The database classes need to be able to get the primary key value for an inserted row so it can be returned after an insert. With postgres that's easy, we just add
RETURNING ...
, MySQL has a function for it, and with SQL Server it can be found by querying the system tables.I wasn't able to find a way to dynamically determine what the primary key column of a table is in Oracle, so I went for the short cut of using the main id. That works for inserts on the host table, but if you also need to do an insert on a joined table, it isn't going to work.
If you have any ideas how the primary key column name can be determined for any given table, that would be very useful.
Allan
Allan,
Okay that does make sense, but shouldn't it only be doing that for the first insert?

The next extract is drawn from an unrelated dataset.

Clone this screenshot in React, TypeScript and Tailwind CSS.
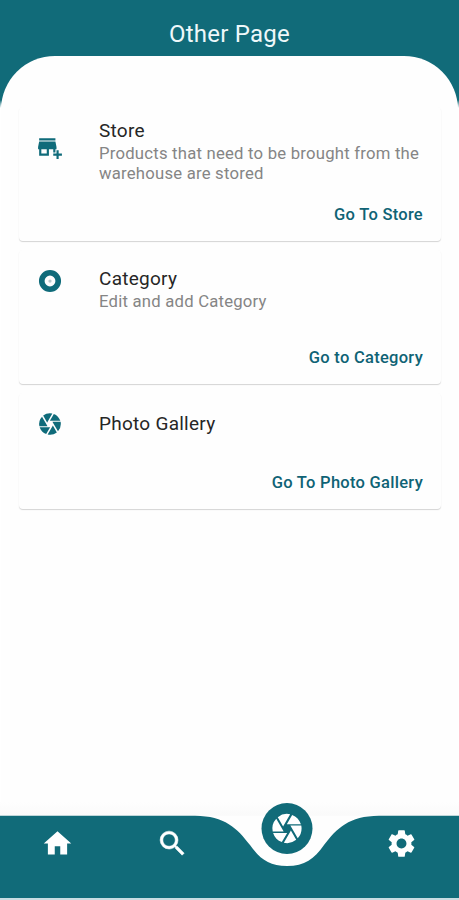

In the table I am inserting into, the
user_id
is the same primary key for all of the inserted rows, so it makes sense to remove the table name after it initially gets the value from the sequence. On other tables, trying to return the initial table's primary key is obviously going to fail, though.With the fix I posted, it will work if the joined tables have the same column name for the primary key. I don't know if Oracle has another way to reference that, though. I'll see what I can find.
Thank you!
Yes - it should only be doing that on the main table. I'll add a bit of code that will present it doing any operation on joined tables until the primary key for those joined tables can be identified. It might be that a new API method need to be introduced to Editor's libraries to allow that to be indicates.